==== SOURCE DATA

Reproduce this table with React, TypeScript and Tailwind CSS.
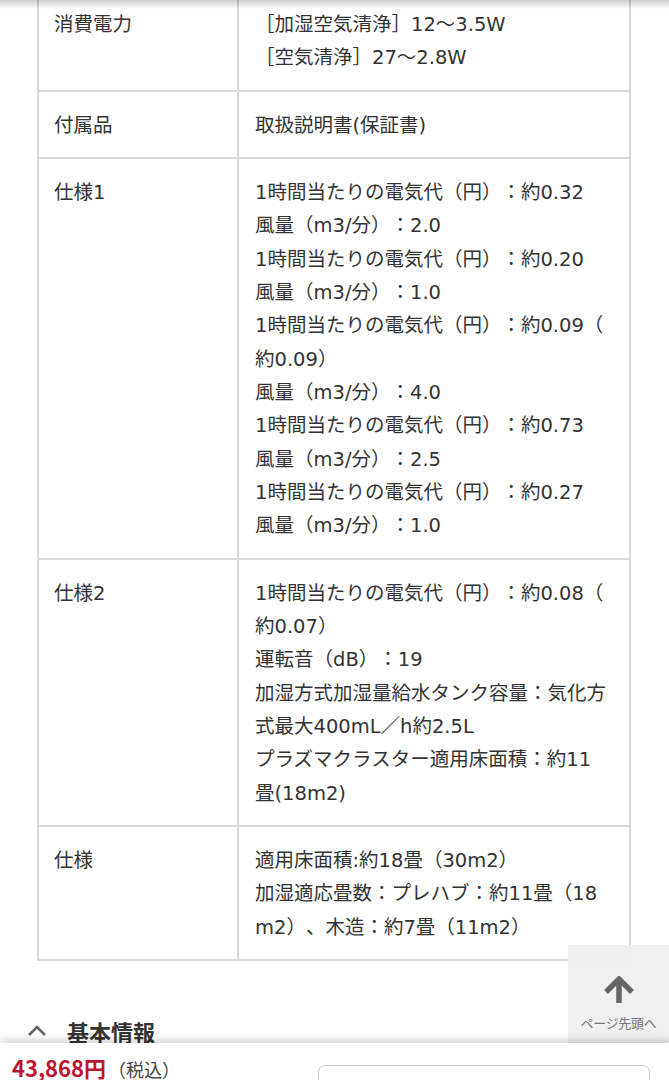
import React from "react";

const rows: { label: string; lines: string[] }[] = [
  { label: "消費電力", lines: ["［加湿空気清浄］12〜3.5W", "［空気清浄］27〜2.8W"] },
  { label: "付属品", lines: ["取扱説明書(保証書)"] },
  {
    label: "仕様1",
    lines: [
      "1時間当たりの電気代（円）：約0.32",
      "風量（m3/分）：2.0",
      "1時間当たりの電気代（円）：約0.20",
      "風量（m3/分）：1.0",
      "1時間当たりの電気代（円）：約0.09（",
      "約0.09）",
      "風量（m3/分）：4.0",
      "1時間当たりの電気代（円）：約0.73",
      "風量（m3/分）：2.5",
      "1時間当たりの電気代（円）：約0.27",
      "風量（m3/分）：1.0",
    ],
  },
  {
    label: "仕様2",
    lines: [
      "1時間当たりの電気代（円）：約0.08（",
      "約0.07）",
      "運転音（dB）：19",
      "加湿方式加湿量給水タンク容量：気化方",
      "式最大400mL／h約2.5L",
      "プラズマクラスター適用床面積：約11",
      "畳(18m2)",
    ],
  },
  {
    label: "仕様",
    lines: [
      "適用床面積:約18畳（30m2）",
      "加湿適応畳数：プレハブ：約11畳（18",
      "m2）、木造：約7畳（11m2）",
    ],
  },
];

export default function App() {
  return (
    <div
      className="relative h-[1080px] w-[669px] overflow-hidden bg-white text-[#333] [text-spacing-trim:space-all]"
      style={{ fontFamily: '"Noto Sans CJK JP", "Noto Sans", sans-serif' }}
    >
      <div className="pointer-events-none absolute inset-x-0 top-0 z-10 h-[9px] bg-gradient-to-b from-black/20 to-transparent" />

      <div
        className="ml-[37px] mt-[-11px] w-[594px] border-x-2 border-t-2 border-[#dadada]"
        style={{ fontFamily: '"DejaVu Sans", "Noto Sans CJK JP", sans-serif' }}
      >
        {rows.map((r) => (
          <div key={r.label} className="grid grid-cols-[200px_1fr] border-b-2 border-[#dadada]">
            <div className="border-r-2 border-[#dadada] pl-[15px] pt-[17px] pb-[15px] text-[19.5px] leading-[33.33px]">
              {r.label}
            </div>
            <div className="pl-[16px] pt-[17px] pb-[15px] text-[19.5px] leading-[33.33px]">
              {r.lines.map((l, i) => (
                <div key={i} className="whitespace-nowrap">
                  {l}
                </div>
              ))}
            </div>
          </div>
        ))}
      </div>

      <div className="mt-[55px] flex items-center pl-[27px]">
        <svg width="20" height="12" viewBox="0 0 20 12" className="mr-[20px]">
          <path d="M2 10 L10 2 L18 10" fill="none" stroke="#666" strokeWidth="2.6" />
        </svg>
        <span className="text-[22px] font-bold leading-[30px] text-[#333]">基本情報</span>
      </div>

      <div className="absolute right-0 top-[945px] flex h-[100px] w-[101px] flex-col items-center bg-[#efefef]/95">
        <svg width="32" height="28" viewBox="0 0 32 28" className="mt-[31px]">
          <path d="M16 4 V27" stroke="#666" strokeWidth="5.5" fill="none" />
          <path d="M3 16 L16 3 L29 16" stroke="#666" strokeWidth="5.5" fill="none" strokeLinejoin="miter" />
        </svg>
        <span className="mt-[11px] whitespace-nowrap text-[13px] leading-[15px] tracking-[-0.3px] text-[#777]">
          ページ先頭へ
        </span>
      </div>

      <div className="absolute inset-x-0 top-[1043px] h-[80px] bg-white shadow-[0_-3px_8px_rgba(0,0,0,0.18)]">
        <div className="flex items-baseline pl-[12px] pt-[12px]">
          <span className="text-[22px] font-bold leading-[24px] text-[#c0142c]">43,868円</span>
          <span className="ml-[2px] text-[18px] leading-[24px] text-[#444]">（税込）</span>
        </div>
        <div className="absolute left-[318px] top-[22px] h-[60px] w-[332px] rounded-[7px] border-[1.5px] border-[#c8c8c8] bg-white" />
      </div>
    </div>
  );
}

========

Please quote the lines of the material, beginning with the first and ending with the one that contains "import React from", exactly as written and without any pictures.

> **ANSWER TO THIS EXERCISE**:
Reproduce this table with React, TypeScript and Tailwind CSS.
import React from "react";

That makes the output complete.